Intrekking betalingsregeling in fases vanaf 13 juni
Bij een betalingsachterstand mag de fiscus wettelijk de regeling beëindigen. Daar treft de dienst dan ook voorbereidingen voor. Vanaf 13 juni start de Belastingdienst met het in fases intrekken van de betalingsregelingen. Vervolgens zal de fiscus de openstaande schuld zo nodig via dwanginvordering (artikel) gaan innen. Volgens staatssecretaris Van Rij gaat het hierbij in eerste instantie om ondernemingen die meer dan één termijn achterlopen bij het aflossen van de uitgestelde belastingschuld en/of een achterstand van meerdere tijdvakken/belastingen bij het voldoen aan lopende belastingverplichtingen. De intrekking van de betalingsregeling kan eventueel ook ongedaan worden gemaakt, aldus Van Rij. De ondernemer moet dan wel snel contact opnemen met de Belastingdienst en vervolgens de openstaande schuld binnen 14 dagen in één keer voldoen.

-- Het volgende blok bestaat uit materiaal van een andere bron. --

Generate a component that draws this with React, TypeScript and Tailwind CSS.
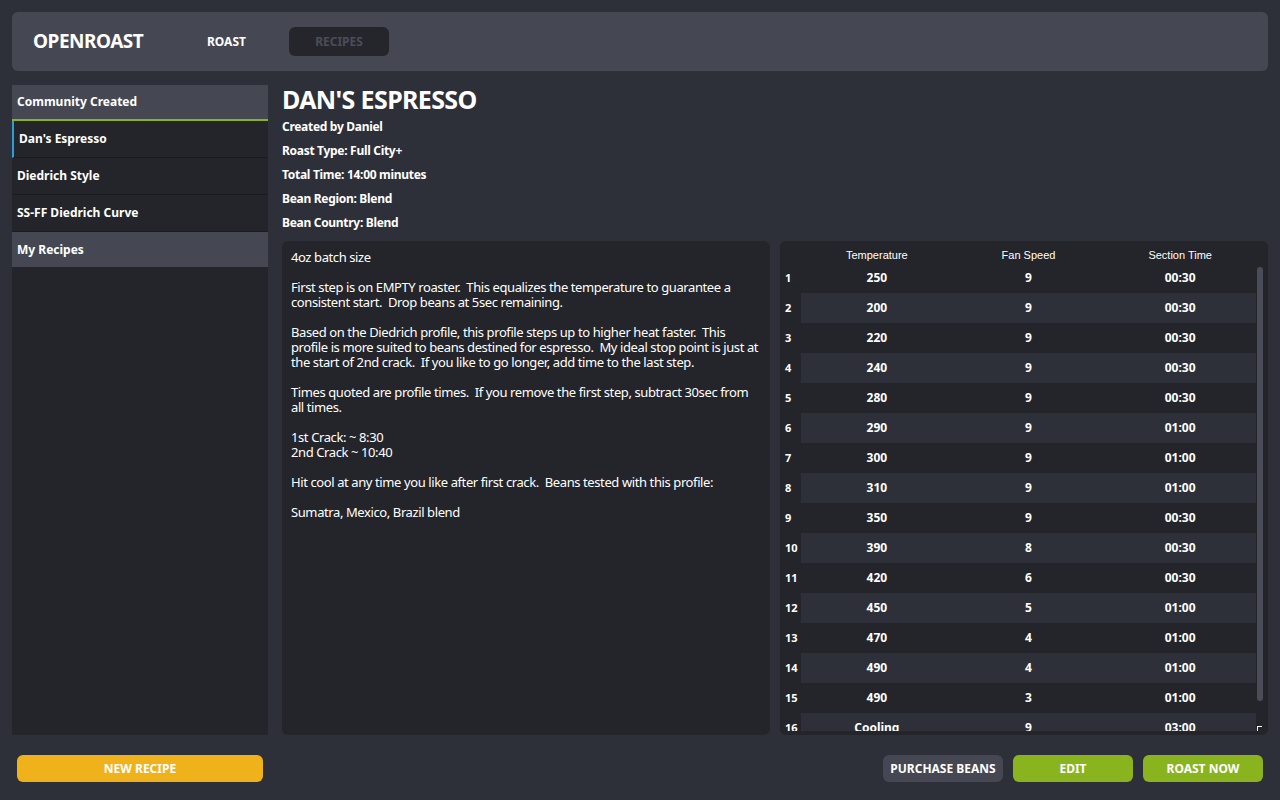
const steps = [
  { temp: '250', fan: '9', time: '00:30' },
  { temp: '200', fan: '9', time: '00:30' },
  { temp: '220', fan: '9', time: '00:30' },
  { temp: '240', fan: '9', time: '00:30' },
  { temp: '280', fan: '9', time: '00:30' },
  { temp: '290', fan: '9', time: '01:00' },
  { temp: '300', fan: '9', time: '01:00' },
  { temp: '310', fan: '9', time: '01:00' },
  { temp: '350', fan: '9', time: '00:30' },
  { temp: '390', fan: '8', time: '00:30' },
  { temp: '420', fan: '6', time: '00:30' },
  { temp: '450', fan: '5', time: '01:00' },
  { temp: '470', fan: '4', time: '01:00' },
  { temp: '490', fan: '4', time: '01:00' },
  { temp: '490', fan: '3', time: '01:00' },
  { temp: 'Cooling', fan: '9', time: '03:00' },
];

const description = `4oz batch size

First step is on EMPTY roaster.  This equalizes the temperature to guarantee a consistent start.  Drop beans at 5sec remaining.

Based on the Diedrich profile, this profile steps up to higher heat faster.  This profile is more suited to beans destined for espresso.  My ideal stop point is just at the start of 2nd crack.  If you like to go longer, add time to the last step.

Times quoted are profile times.  If you remove the first step, subtract 30sec from all times.

1st Crack: ~ 8:30
2nd Crack ~ 10:40

Hit cool at any time you like after first crack.  Beans tested with this profile:

Sumatra, Mexico, Brazil blend`;

const info = [
  'Created by Daniel',
  'Roast Type: Full City+',
  'Total Time: 14:00 minutes',
  'Bean Region: Blend',
  'Bean Country: Blend',
];

export default function App() {
  return (
    <div className="w-[1280px] h-[800px] bg-[#2e3039] p-3 flex flex-col text-white font-['Noto_Sans',sans-serif] overflow-hidden">
      {/* Top bar */}
      <header className="h-[59px] shrink-0 bg-[#454852] rounded-md flex items-center pl-[21px]">
        <div className="text-[19px] font-bold tracking-tight w-[174px]">OPENROAST</div>
        <div className="text-[12px] font-bold w-[82px]">ROAST</div>
        <div className="w-[100px] h-[29px] rounded-md bg-[#25262b] flex items-center justify-center text-[12px] font-bold text-[#4a4d58]">
          RECIPES
        </div>
      </header>

      <div className="flex mt-[14px] h-[650px] shrink-0">
        {/* Sidebar */}
        <aside className="w-[256px] shrink-0 bg-[#24252a] flex flex-col">
          <div className="h-[34px] bg-[#454852] flex items-center pl-[5px] text-[12px] font-bold">Community Created</div>
          <div className="h-[2px] bg-[#8ab41e]" />
          <div className="h-[37px] flex items-center border-l-2 border-[#2a9fd6] border-b border-b-[#1b1c20] pl-[5px] text-[12px] font-bold">Dan's Espresso</div>
          <div className="h-[37px] flex items-center border-b border-[#1b1c20] pl-[5px] text-[12px] font-bold">Diedrich Style</div>
          <div className="h-[37px] flex items-center border-b border-[#1b1c20] pl-[5px] text-[12px] font-bold">SS-FF Diedrich Curve</div>
          <div className="h-[35px] bg-[#454852] flex items-center pl-[5px] text-[12px] font-bold">My Recipes</div>
        </aside>

        {/* Main */}
        <main className="flex-1 flex flex-col ml-[14px]">
          <h1 className="text-[25px] font-bold leading-none tracking-tight mt-[2px] h-[27px]">DAN'S ESPRESSO</h1>
          <div className="flex flex-col mt-[1px]">
            {info.map((line) => (
              <div key={line} className="h-[24px] flex items-center text-[12px] font-bold tracking-tight">{line}</div>
            ))}
          </div>

          <div className="flex gap-[10px] mt-[6px] h-[494px]">
            <div className="w-[488px] bg-[#24252a] rounded-md px-[9px] py-[9px] text-[13px] leading-[15px] whitespace-pre-wrap tracking-[-0.4px]">
              {description}
            </div>

            <div className="w-[488px] bg-[#24252a] rounded-md flex flex-col overflow-hidden">
              <div className="h-[22px] flex items-end font-['Liberation_Sans',sans-serif] text-[11px] pr-[12px]">
                <div className="w-[21px]" />
                <div className="flex-1 text-center">Temperature</div>
                <div className="flex-1 text-center">Fan Speed</div>
                <div className="flex-1 text-center">Section Time</div>
              </div>
              <div className="flex h-[468px] overflow-hidden">
                <div className="flex-1 flex flex-col">
                  {steps.map((s, i) => (
                    <div key={i} className="h-[30px] shrink-0 flex items-center">
                      <div className="w-[21px] pl-[5px] text-[11px] font-bold">{i + 1}</div>
                      <div className={`flex-1 h-full flex items-center text-[12px] font-bold ${i % 2 === 1 ? 'bg-[#2e3039]' : ''}`}>
                        <div className="flex-1 text-center">{s.temp}</div>
                        <div className="flex-1 text-center">{s.fan}</div>
                        <div className="flex-1 text-center">{s.time}</div>
                      </div>
                    </div>
                  ))}
                </div>
                <div className="w-[12px] shrink-0 relative">
                  <div className="ml-[1px] mt-[4px] w-[6px] h-[434px] rounded-full bg-[#4a4d58]" />
                  <div className="absolute left-[1px] bottom-0 w-[5px] h-[5px] border-l border-t border-white" />
                </div>
              </div>
            </div>
          </div>
        </main>
      </div>

      {/* Bottom actions */}
      <div className="flex items-center justify-between px-[5px] mt-[20px]">
        <button className="w-[246px] h-[27px] rounded-md bg-[#f0b21a] text-[12px] font-bold">NEW RECIPE</button>
        <div className="flex gap-[10px]">
          <button className="w-[120px] h-[27px] rounded-md bg-[#454852] text-[12px] font-bold">PURCHASE BEANS</button>
          <button className="w-[120px] h-[27px] rounded-md bg-[#8ab41e] text-[12px] font-bold">EDIT</button>
          <button className="w-[120px] h-[27px] rounded-md bg-[#8ab41e] text-[12px] font-bold">ROAST NOW</button>
        </div>
      </div>
    </div>
  );
}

Hulp voor ondernemer met betalingsproblemen
Van Rij benadrukt in zijn brief (pdf) nog eens dat een algemene kwijtschelding van de schulden niet aan de orde is. Ondernemers die niet wilden betalen maar het wel kúnnen roept de bewindsman daarom ‘met klem’ op om alsnog af te lossen. Daarnaast kunnen ondernemers met betalingsproblemen verschillende hulplijnen inschakelen, aldus de brief:
- Aanpassingen aanvragen in de betalingsregeling: een kwartaalbetaling in plaats van een betaling per maand, een eenmalige betaalpauze of een verlenging van de terugbetaaltermijn van 5 jaar naar 7 jaar. Dit kan via een online formulier of met een brief. Voorwaarde is wel dat de ondernemer sinds 1 april 2022 steeds aan nieuwe belastingverplichtingen heeft voldaan.
- Bij betalingsproblemen proberen om een akkoord over schuldsanering te bereiken met schuldeisers, al dan niet via de Wet homologatie onderhands akkoord (WHOA). De Belastingdienst stelt zich als schuldeisers sinds oktober vorig jaar soepeler op (artikel) bij dit soort saneringsakkoorden, in de hoop dat andere schuldeisers eerder akkoord gaan.
- Via de BelastingTelefoon een afspraak maken op een locatie van de Belastingdienst voor een gesprek over de persoonlijke situatie. Van Rij merkt daarbij op dat de fiscus dan uiteraard wel een advies geeft over belastingzaken, maar ‘niet de expertise noch de taak’ heeft om te adviseren over het op orde brengen van de boekhouding, een nieuw bedrijfsplan op te stellen of te begeleiden bij schuldhulpverlening. Om die reden zal de fiscus de ondernemer vaak ook doorverwijzen naar bijvoorbeeld de Kamer van Koophandel, Geldfit Zakelijk of de gemeente.